You don’t need a sophisticated stack to build a data culture; you need discipline and intent.
You’ve overseen major transformations—from data warehouses to automation frameworks. What lessons have you learned about driving organisational change intechnical environments?
Technology changes faster than people, so change management is always the hardest part. Successful transformation requires clear communication, incremental wins, and a deep respect for the people doing the work.
One key lesson is that resistance often signals uncertainty, not opposition. Bringing stakeholders along early, showing value quickly, and investing in enablement makes transformation sustainable.
Ultimately, technology succeeds when people trust it and see themselves in the future it creates.
What opportunities do you see for homegrown innovation in Africa’s data ecosystem over the next five years?
Africa has a unique opportunity to build data solutions for contexts that global platforms do not fully understandinformal economies, multilingual societies, infrastructure-light environments, and youth-driven markets.
We will see growth in local AI models, financial infrastructure, health and climate analytics, and cross-border data platforms. The most successful innovations will be those built with, not just for, African users.
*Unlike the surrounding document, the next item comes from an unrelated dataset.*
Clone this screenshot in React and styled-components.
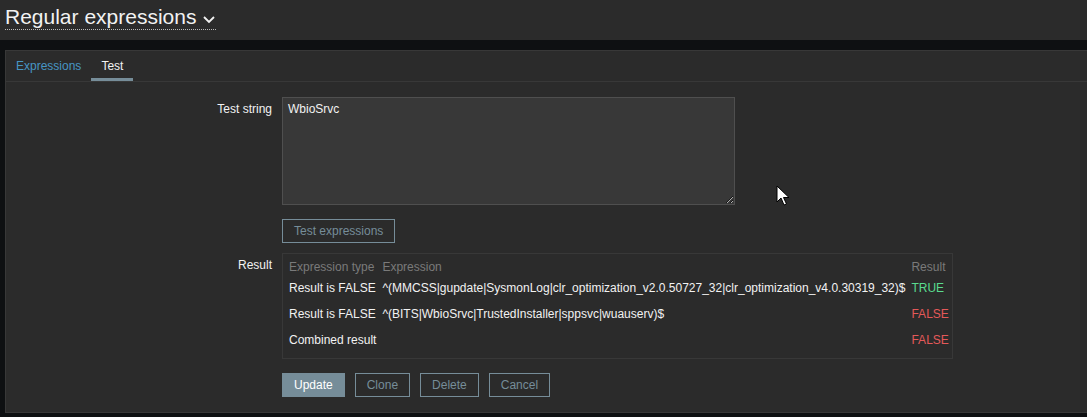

This is where Africa can move from adoption to leadership.
Finally, what personal mission drives your work in data leadership, and what legacy do you hope to leave in Africa’s tech space?
My mission is to help shift Africa from being a source of raw data to a creator of intelligence and value. I care deeply about building systems, teams, and policies that allow African talentespecially women to thrive and lead.
The legacy I hope to leave is one where data and AI are tools of inclusion, not extraction, and where the next generation of African women and young professionals do not have to leave the continent to do world-class work. If they can build, decide, and lead confidently from here and see themselves reflected in the leaders who came before them then I will have done meaningful work.